#### Requirement
Copy out all the lines where "components" shows up.

#### Dataset excerpt
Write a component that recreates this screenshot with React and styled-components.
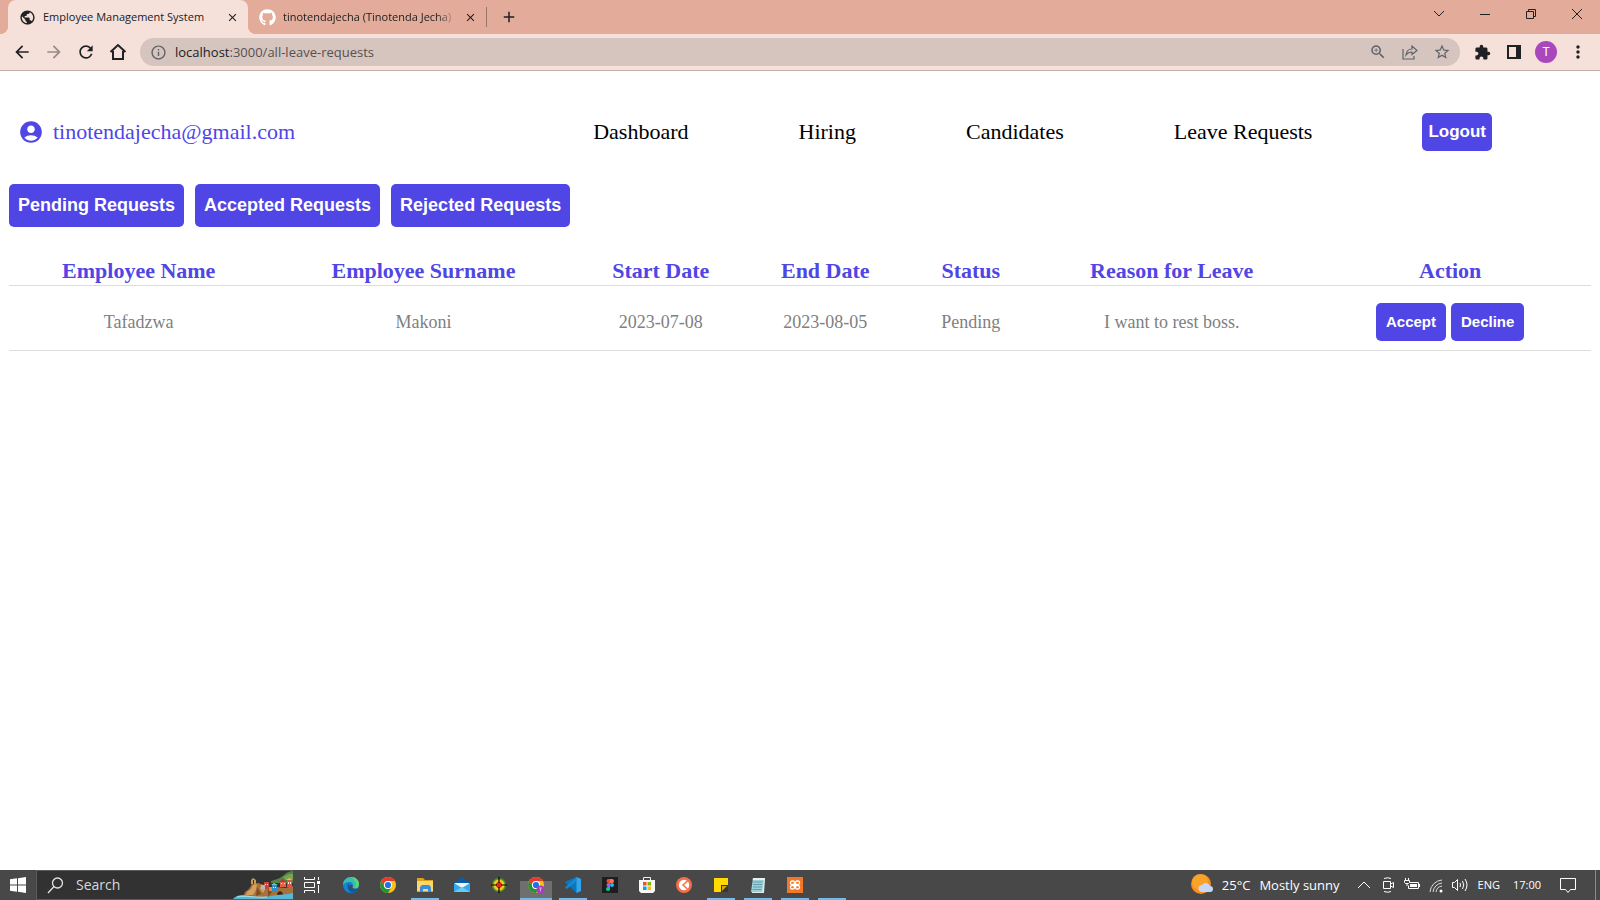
import React from "react";
import styled, { createGlobalStyle } from "styled-components";
import { MdAccountCircle, MdArrowBack, MdArrowForward, MdRefresh, MdInfoOutline, MdZoomIn, MdStarBorder, MdExtension, MdMoreVert, MdPublic, MdAdd, MdClose } from "react-icons/md";
import { FaGithub } from "react-icons/fa";

const ui = `"Open Sans", "Noto Sans", sans-serif`;
const brand = "#4f46e5";

const GlobalStyle = createGlobalStyle`
  * { box-sizing: border-box; }
  body { margin: 0; background: #fff; font-family: "Liberation Serif", "Times New Roman", serif; }
  button { font: inherit; color: inherit; border: 0; padding: 0; background: none; cursor: pointer; }
  a { color: inherit; text-decoration: none; }
  svg { display: block; flex: none; }
`;

const Screen = styled.div`
  min-height: 100vh;
  display: flex;
  flex-direction: column;
`;

/* browser frame */
const TabStrip = styled.div`
  height: 34px;
  padding-left: 8px;
  display: flex;
  background: #e3ab99;
  font: 11px/16px ${ui};
  color: #202124;
`;
const Tab = styled.div`
  position: relative;
  width: 240px;
  padding: 0 ${(p) => (p.$active ? 10 : 12)}px 0 11px;
  display: flex;
  align-items: center;
  gap: 7px;
  background: ${(p) => (p.$active ? "#f5e0da" : "transparent")};
  border-radius: 8px 8px 0 0;
  &::before, &::after {
    content: "";
    display: ${(p) => (p.$active ? "block" : "none")};
    position: absolute;
    bottom: 0;
    width: 8px;
    height: 8px;
  }
  &::before { left: -8px; background: radial-gradient(circle at 0 0, transparent 8px, #f5e0da 8px); }
  &::after { right: -8px; background: radial-gradient(circle at 100% 0, transparent 8px, #f5e0da 8px); }
`;
const TabTitle = styled.span`
  flex: 1;
  min-width: 0;
  overflow: hidden;
  white-space: nowrap;
  mask-image: ${(p) => (p.$fade ? "linear-gradient(to right, #000 88%, transparent)" : "none")};
`;
const IconButton = styled.button`
  width: ${(p) => p.$w || 32}px;
  flex: none;
  display: flex;
  align-items: center;
  justify-content: center;
  color: ${(p) => p.$color || "#202124"};
`;
const Divider = styled.span`
  width: 1px;
  height: 20px;
  align-self: center;
  background: #9b7468;
  margin-left: -2px;
`;
const WindowControls = styled.div`
  margin-left: auto;
  padding-bottom: 6px;
  display: flex;
  color: #000;
`;
const Toolbar = styled.div`
  height: 37px;
  padding: 0 6px;
  display: flex;
  align-items: center;
  background: #f5e0da;
  border-bottom: 1px solid #c0b1ad;
`;
const AddressBar = styled.div`
  flex: 1;
  height: 28px;
  margin: 0 6px;
  padding: 0 6px 0 10px;
  display: flex;
  align-items: center;
  gap: 8px;
  border-radius: 14px;
  background: #d6c5bf;
  color: #5f6368;
  font: 13px/20px ${ui};
`;
const Address = styled.span`
  flex: 1;
  color: #57504f;
  b { font-weight: 400; color: #202124; }
`;
const Avatar = styled.span`
  width: 22px;
  height: 22px;
  border-radius: 50%;
  background: #ab47bc;
  color: #fff;
  font: 12px/22px Roboto, sans-serif;
  text-align: center;
`;

/* page */
const Page = styled.main`
  flex: 1;
  padding: 0 9px;
`;
const Nav = styled.nav`
  margin-top: 42px;
  padding: 0 99px 0 9px;
  display: flex;
  align-items: center;
  gap: 110px;
  font-size: 22px;
  line-height: 26px;
  color: #000;
`;
const Account = styled.div`
  flex: 1;
  display: flex;
  align-items: center;
  gap: 9px;
  color: ${brand};
`;
const sizes = {
  nav: "height: 38px; padding: 0 6px; font-size: 17px; line-height: 20px;",
  filter: "height: 43px; padding: 0 9px 2px; font-size: 18px; line-height: 20px;",
  row: "height: 38px; padding: 0 10px; font-size: 15px; line-height: 20px;",
};
const PrimaryButton = styled.button`
  && {
    font-family: "Liberation Sans", Arial, sans-serif;
    font-weight: 700;
    ${(p) => sizes[p.$size]}
    color: #fff;
    background: ${brand};
    border-radius: 5px;
  }
`;
const Filters = styled.div`
  margin-top: 33px;
  display: flex;
  gap: 11px;
`;
const Table = styled.table`
  width: 100%;
  margin-top: 30px;
  border-collapse: collapse;
  table-layout: fixed;
  text-align: center;
`;
const Th = styled.th`
  width: ${(p) => p.$w};
  height: 28px;
  padding: 0;
  font-size: 22px;
  line-height: 26px;
  color: ${brand};
  border-bottom: 1px solid #ddd;
`;
const Td = styled.td`
  height: 65px;
  padding: 8px 0 0;
  font-size: 18px;
  line-height: 20px;
  color: #808080;
  border-bottom: 1px solid #ddd;
`;
const RowActions = styled.div`
  display: flex;
  justify-content: center;
  gap: 5px;
`;

/* desktop taskbar */
const Taskbar = styled.footer`
  height: 30px;
  display: flex;
  background: #484848;
  color: #fff;
  font: 13px/20px ${ui};
`;
const Search = styled.label`
  width: 257px;
  padding-left: 10px;
  display: flex;
  align-items: center;
  gap: 12px;
  background: #323232;
  border: 1px solid #5b5b5b;
  border-right: 0;
  overflow: hidden;
`;
const SearchInput = styled.input`
  flex: 1;
  min-width: 0;
  padding: 0;
  border: 0;
  outline: 0;
  background: none;
  font: 14px/20px ${ui};
  color: #d8d8d8;
  &::placeholder { color: #d8d8d8; opacity: 1; }
`;
const Pinned = styled.div`
  display: flex;
  margin-left: 2px;
`;
const AppButton = styled.button`
  width: 37px;
  display: flex;
  align-items: center;
  justify-content: center;
  background: ${(p) => (p.$current ? "linear-gradient(#6f6f6f, #6f6f6f) center bottom / 32px 19px no-repeat" : "none")};
  position: relative;
  &::after {
    content: "";
    display: ${(p) => (p.$open ? "block" : "none")};
    position: absolute;
    bottom: 0;
    left: ${(p) => (p.$current ? 3 : 5)}px;
    right: ${(p) => (p.$current ? 2 : 4)}px;
    height: 2px;
    background: #76b9ed;
  }
`;
const Tray = styled.div`
  margin-left: auto;
  display: flex;
  align-items: center;
`;
const Weather = styled.button`
  display: flex;
  align-items: center;
  gap: 9px;
  margin-right: 12px;
`;
const TrayText = styled.span`
  font-size: 11px;
  margin-left: ${(p) => p.$gap}px;
`;
const ShowDesktop = styled.button`
  width: 5px;
  height: 30px;
  && { border-left: 1px solid #8a8a8a; }
`;

const Svg = ({ s = 16, w, h, vb, children, ...rest }) => (
  <svg width={w || s} height={h || s} viewBox={vb || `0 0 ${w || s} ${h || s}`} fill="none" aria-hidden="true" {...rest}>{children}</svg>
);
const line = { stroke: "currentColor", strokeWidth: 1 };

const Chrome = ({ badge }) => (
  <Svg s={18}>
    <circle cx="9" cy="9" r="8" fill="#fbc116" />
    <path d="M2.1 5A8 8 0 0 1 15.9 5H9a4 4 0 0 0-3.5 6z" fill="#e33b2e" />
    <path d="M2.1 5A8 8 0 0 0 9 17l3.5-6A4 4 0 0 1 5.5 11z" fill="#229342" />
    <circle cx="9" cy="9" r="4" fill="#fff" />
    <circle cx="9" cy="9" r="3.1" fill="#1a73e8" />
    {badge && <><circle cx="13.5" cy="13.5" r="4" fill="#a63fbb" /><path d="M12 12h3M13.500 12v3.500" stroke="#d7a1e0" /></>}
  </Svg>
);
const Island = () => (
  <Svg w={60} h={28}>
    <path d="M38 10C44 8 48 7 51 4C54 1 57 0 60 0V12H38z" fill="#568247" />
    <path d="M50 6L56 3L60 3V8L52 9z" fill="#76a550" />
    <path d="M10 26L12 21L16 18L19 13L25 12L31 14L36 17L44 16L52 17L60 15V28H10z" fill="#a8713a" />
    <path d="M13 24L14 21L18 18L20 14L24 13L23 19L20 24zM28 14L33 17L30 22L27 18z" fill="#d3a05f" />
    <path d="M24 16l4 7-5 2zM35 18l4 3-4 5z" fill="#7b4c26" />
    <path d="M18 9l2-2 3 2v4h-5z" fill="#c79a55" /><path d="M20 9h1v4h-1z" fill="#4b321e" />
    <path d="M31 11h5v7h-5z" fill="#c9473a" /><path d="M28 14h4v4h-4z" fill="#b5b9b2" />
    <path d="M39 14h5v7h-5z" fill="#2d8fc8" /><path d="M38 14l3-2 4 2z" fill="#7dc3df" />
    <path d="M36 16h3v4h-3z" fill="#e08a3c" />
    <path d="M47 11h6v5h-6z" fill="#e2604d" /><path d="M46 11l4-3 4 3z" fill="#b13c30" />
    <path d="M54 9h5v7h-5z" fill="#e0524a" /><path d="M53 9l3-2 4 2z" fill="#efb74c" />
    <path d="M40 16h1v1h-1zM42 16h1v1h-1zM32 13h1v1h-1zM34 13h1v1h-1zM48 12h1v1h-1zM51 12h1v1h-1zM55 11h1v2h-1zM57 11h1v2h-1z" fill="#fff3cf" />
    <path d="M44 24c0-5 6-5 6 0z" fill="#3b2718" />
    <path d="M0 28C3 24 10 23 18 25C26 27 32 26 38 25C46 23 54 24 60 22V28z" fill="#57b8d6" />
    <path d="M4 26c8-2 19 1 30 0" stroke="#a3e2ed" />
  </Svg>
);

const TaskView = () => (
  <Svg s={18} {...line}>
    <path d="M1.500 1v2.500h10V1M1.500 17v-2.500h10V17M1.500 6.500h10v5h-10zM15.500 1v3M15.500 9v8" />
    <path d="M14 5h3v3h-3z" fill="#fff" stroke="none" />
  </Svg>
);

const apps = [
  ["Edge", <Svg s={18}>
    <circle cx="9" cy="9" r="8" fill="#1683d4" />
    <path d="M1 9C1 4 5 1 9 1c5 0 8 3.500 8 7 0 3-2 4.500-4.500 4.500-2 0-3-.7-2-1.800C12 8 10 6 7 6 4 6 2 7.500 1 9z" fill="#35c1b1" />
    <path d="M9 1c5 0 8 3.500 8 7 0 3-2 4.500-4.500 4.500 3-3 1-9-3.500-11.500z" fill="#63d36a" />
    <path d="M7 7c-3 3-1 9 4 9.700A8 8 0 0 0 16 13c-4 2-9 0-9-6z" fill="#0c59a4" />
    <path d="M8 9c-1 3 2 5 5 5 1.500 0 2.500-.4 3.200-.9l-.6-.6c-3 .8-6 0-5-2 .7-1.200-1-2.500-2.600-1.500z" fill="#484848" />
  </Svg>],
  ["Chrome", <Chrome />],
  ["File Explorer", <Svg s={18}><path d="M1 2h6l2 2h8v12H1z" fill="#e0a21a" /><path d="M1 5h16v10H1z" fill="#fcd769" /><path d="M4 16v-5l2-2h7l2 2v5h-3v-3H7v3z" fill="#3a8ee0" /></Svg>, 1],
  ["Mail", <Svg s={18}><path d="M1 7l8-6 8 6v9H1z" fill="#0b5ba7" /><path d="M2 7h14v8H2z" fill="#e9f5fd" /><path d="M1 7l8 5 8-5v9H1z" fill="#36a9ea" /><path d="M1 16l8-5 8 5z" fill="#67cbf5" /></Svg>],
  ["Color picker", <Svg s={18}><circle cx="9" cy="9" r="7" fill="#4f9c28" /><circle cx="9" cy="9" r="5.500" fill="#ffc91f" /><circle cx="9" cy="9" r="3" fill="#dc2a16" /><path d="M9 1v6M9 11v6M1 9h6M11 9h6" stroke="#000" strokeWidth="1.200" /></Svg>],
  ["Chrome window", <Chrome badge />, 1, 1],
  ["VS Code", <Svg s={18}><path d="M12.500 1L17 3v12l-4.500 2L1 6.500 2.500 5z" fill="#0a76bd" /><path d="M12.500 1v4.500l-10 7.500L1 11.500z" fill="#1688d2" /><path d="M12.500 1L17 3v12l-4.500 2z" fill="#35a4ec" /></Svg>, 1],
  ["Figma", <Svg s={18}><path d="M1 1h16v16H1z" fill="#1e1e1e" /><path d="M9 3H7.500a2 2 0 0 0 0 4H9z" fill="#f24e1e" /><path d="M9 3h2a2 2 0 0 1 0 4H9z" fill="#ff7262" /><path d="M9 7H7.500a2 2 0 0 0 0 4H9z" fill="#a259ff" /><circle cx="11" cy="9" r="2" fill="#1abcfe" /><path d="M9 11H7.500a2 2 0 1 0 1.500 2z" fill="#0acf83" /></Svg>],
  ["Store", <Svg s={18}><path d="M5.500 5V1.500h7V5" stroke="#e8eff5" /><path d="M1 4h16v11l-2 2H3l-2-2z" fill="#f7f7f7" /><path d="M5 6h3.500v3.500H5z" fill="#f25022" /><path d="M9.500 6H13v3.500H9.500z" fill="#7fba00" /><path d="M5 10.500h3.500V14H5z" fill="#00a4ef" /><path d="M9.500 10.500H13V14H9.500z" fill="#ffb900" /></Svg>],
  ["Git client", <Svg s={18}><circle cx="9" cy="9" r="8" fill="#f07149" /><circle cx="9" cy="9" r="5.200" fill="#fff" /><path d="M12.500 5L8 9l4.500 4" stroke="#f07149" strokeWidth="1.500" /></Svg>],
  ["Sticky Notes", <Svg s={18}><path d="M2 2h14v14H2z" fill="#ffd900" /><path d="M9 9h7v7H9z" fill="#373737" /><path d="M10 15v-5h5z" fill="#d4ab00" /></Svg>, 1],
  ["Notepad", <Svg s={18}><path d="M4 2h12l-2 14H2z" fill="#9bd1da" /><path d="M4 2h12l-.4 2H3.700z" fill="#e9f1f1" /><path d="M4.500 6h9M4.200 8.500h9M4 11h9M3.700 13.500h9" stroke="#679da7" /><path d="M16 3l-1 14H3v-1h10l2-13z" fill="#dfe8e8" /></Svg>, 1],
  ["XAMPP", <Svg s={18}><path d="M1 1h16v16H1z" fill="#f07828" /><rect x="4.500" y="5" width="4" height="3.500" rx="1.500" stroke="#fff" strokeWidth="1.300" /><rect x="9.500" y="5" width="4" height="3.500" rx="1.500" stroke="#fff" strokeWidth="1.300" /><rect x="4.500" y="9.500" width="4" height="3.500" rx="1.500" stroke="#fff" strokeWidth="1.300" /><rect x="9.500" y="9.500" width="4" height="3.500" rx="1.500" stroke="#fff" strokeWidth="1.300" /><path d="M8 9h2" stroke="#fff" strokeWidth="2" /></Svg>, 1],
  ["Blank window", null, 1],
];

const columns = [
  ["Employee Name", "16.4%"], ["Employee Surname", "19.6%"], ["Start Date", "10.4%"], ["End Date", "10.4%"],
  ["Status", "8%"], ["Reason for Leave", "17.4%"], ["Action", "17.8%"],
];
const requests = [["Tafadzwa", "Makoni", "2023-07-08", "2023-08-05", "Pending", "I want to rest boss."]];

export default function App() {
  return (
    <Screen>
      <GlobalStyle />
      <TabStrip>
        <Tab $active>
          <MdPublic size={17} />
          <TabTitle>Employee Management System</TabTitle>
          <IconButton $w={12} aria-label="Close tab"><MdClose size={13} /></IconButton>
        </Tab>
        <Tab>
          <FaGithub size={17} color="#fff" />
          <TabTitle $fade>tinotendajecha (Tinotenda Jecha)</TabTitle>
          <IconButton $w={12} aria-label="Close tab"><MdClose size={13} /></IconButton>
        </Tab>
        <Divider />
        <IconButton $w={44} aria-label="New tab"><MdAdd size={18} /></IconButton>
        <WindowControls>
          <IconButton $w={46} aria-label="Search tabs"><Svg s={12} {...line}><path d="M1 3l5 5 5-5" /></Svg></IconButton>
          <IconButton $w={46} aria-label="Minimize"><Svg s={10} {...line}><path d="M0 5.500h10" /></Svg></IconButton>
          <IconButton $w={46} aria-label="Restore"><Svg s={10} {...line}><path d="M.5 2.500h7v7h-7zM2.500 2.500v-2h7v7h-2" /></Svg></IconButton>
          <IconButton $w={46} aria-label="Close"><Svg s={10} {...line}><path d="M0 0l10 10M10 0L0 10" /></Svg></IconButton>
        </WindowControls>
      </TabStrip>
      <Toolbar>
        <IconButton aria-label="Back"><MdArrowBack size={20} /></IconButton>
        <IconButton aria-label="Forward" $color="#978b88"><MdArrowForward size={20} /></IconButton>
        <IconButton aria-label="Reload"><MdRefresh size={20} /></IconButton>
        <IconButton aria-label="Home"><Svg s={18} stroke="currentColor" strokeWidth="2"><path d="M1.500 9L9 2l7.500 7M4 8v8h10V8" /></Svg></IconButton>
        <AddressBar>
          <MdInfoOutline size={17} />
          <Address><b>localhost</b>:3000/all-leave-requests</Address>
          <IconButton $w={24} $color="#5f6368" aria-label="Zoom"><MdZoomIn size={18} /></IconButton>
          <IconButton $w={24} $color="#5f6368" aria-label="Share"><Svg s={16} stroke="currentColor" strokeWidth="1.200"><path d="M1 5v10h11v-3M4 11c.5-4 3-6 6-6V2l5 4.500-5 4V8c-2.500 0-4.500 1-6 3z" /></Svg></IconButton>
          <IconButton $w={24} $color="#5f6368" aria-label="Bookmark"><MdStarBorder size={18} /></IconButton>
        </AddressBar>
        <IconButton aria-label="Extensions"><MdExtension size={17} /></IconButton>
        <IconButton aria-label="Side panel"><Svg s={14}><path d="M1 1h12v12H1z" stroke="currentColor" strokeWidth="2" /><path d="M9 1h4v12H9z" fill="currentColor" /></Svg></IconButton>
        <IconButton aria-label="Profile"><Avatar>T</Avatar></IconButton>
        <IconButton aria-label="Menu"><MdMoreVert size={20} /></IconButton>
      </Toolbar>

      <Page>
        <Nav>
          <Account><MdAccountCircle size={26} /><span>tinotendajecha@gmail.com</span></Account>
          <a href="#dashboard">Dashboard</a>
          <a href="#hiring">Hiring</a>
          <a href="#candidates">Candidates</a>
          <a href="#leave">Leave Requests</a>
          <PrimaryButton $size="nav">Logout</PrimaryButton>
        </Nav>
        <Filters>
          {["Pending", "Accepted", "Rejected"].map((s) => (
            <PrimaryButton key={s} $size="filter">{s} Requests</PrimaryButton>
          ))}
        </Filters>
        <Table>
          <thead><tr>{columns.map(([name, w]) => <Th key={name} $w={w} scope="col">{name}</Th>)}</tr></thead>
          <tbody>
            {requests.map((r) => (
              <tr key={r[0]}>
                {r.map((v) => <Td key={v}>{v}</Td>)}
                <Td>
                  <RowActions>
                    <PrimaryButton $size="row">Accept</PrimaryButton>
                    <PrimaryButton $size="row">Decline</PrimaryButton>
                  </RowActions>
                </Td>
              </tr>
            ))}
          </tbody>
        </Table>
      </Page>

      <Taskbar>
        <IconButton $w={36} aria-label="Start"><Svg s={16}><path d="M0 2.300L7 1.300V7.500H0zM8 1.200L16 0v7.500H8zM0 8.500h7v6.200l-7-1zM8 8.500h8V16l-8-1.200z" fill="#fff" /></Svg></IconButton>
        <Search>
          <Svg s={17} stroke="#e4e4e4" strokeWidth="1.300"><circle cx="10.500" cy="6" r="5" /><path d="M7 9.500L1 16" /></Svg>
          <SearchInput placeholder="Search" aria-label="Search" />
          <Island />
        </Search>
        <AppButton aria-label="Task View"><TaskView /></AppButton>
        <Pinned>
          {apps.map(([name, icon, open, current]) => (
            <AppButton key={name} aria-label={name} $open={open} $current={current}>{icon}</AppButton>
          ))}
        </Pinned>
        <Tray>
          <Weather>
            <Svg s={22}><circle cx="10" cy="10" r="10" fill="#f78f1e" /><circle cx="9" cy="8" r="8" fill="#fbb034" opacity=".6" /><path d="M11 18a3.500 3.500 0 0 1 0-7 4.500 4.500 0 0 1 8 1 3 3 0 0 1 0 6z" fill="#c5d9f7" /></Svg>
            <span>25°C</span><span>Mostly sunny</span>
          </Weather>
          <IconButton $w={24} $color="#fff" aria-label="Hidden icons"><Svg s={14} {...line}><path d="M1 10l6-6 6 6" /></Svg></IconButton>
          <IconButton $w={24} $color="#fff" aria-label="Meet now"><Svg s={16} {...line}><path d="M3.500 4.500h7v7h-7zM10.500 7l3-1.500v5l-3-1.500M4 1.500q4-1.500 7 0M4 14.500q4 1.500 7 0" /></Svg></IconButton>
          <IconButton $w={24} $color="#fff" aria-label="Battery"><Svg s={16} {...line}><path d="M6 5.500h8.500v6h-10v-3M15.500 7v3M1.500 1v2M4.500 1v2M.5 3.500h5v2l-1 1h-3l-1-1zM3 7v2" /><path d="M6 7h7v3H6z" fill="#fff" stroke="none" /></Svg></IconButton>
          <IconButton $w={24} $color="#ddd" aria-label="Network"><Svg s={16} {...line}><path d="M2 15A13 13 0 0 1 14 3M5 15A10 10 0 0 1 14 6M8 15a7 7 0 0 1 6-6" /><circle cx="13" cy="14" r="1.500" fill="#fff" stroke="none" /></Svg></IconButton>
          <IconButton $w={24} $color="#fff" aria-label="Volume"><Svg s={18} {...line}><path d="M1.500 6.500h2l3-3v11l-3-3h-2zM9 7q1 2 0 4M11.500 5q2.500 4 0 8M14 3q4 6 0 12" /></Svg></IconButton>
          <TrayText $gap={6}>ENG</TrayText>
          <TrayText $gap={13}>17:00</TrayText>
          <IconButton $w={54} $color="#fff" aria-label="Notifications"><Svg s={18} {...line}><path d="M1.500 2.500h15v11h-5l-2.500 3-2.500-3h-5z" /></Svg></IconButton>
          <ShowDesktop aria-label="Show desktop" />
        </Tray>
      </Taskbar>
    </Screen>
  );
}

#### Output of the exercise
Write a component that recreates this screenshot with React and styled-components.
import styled, { createGlobalStyle } from "styled-components";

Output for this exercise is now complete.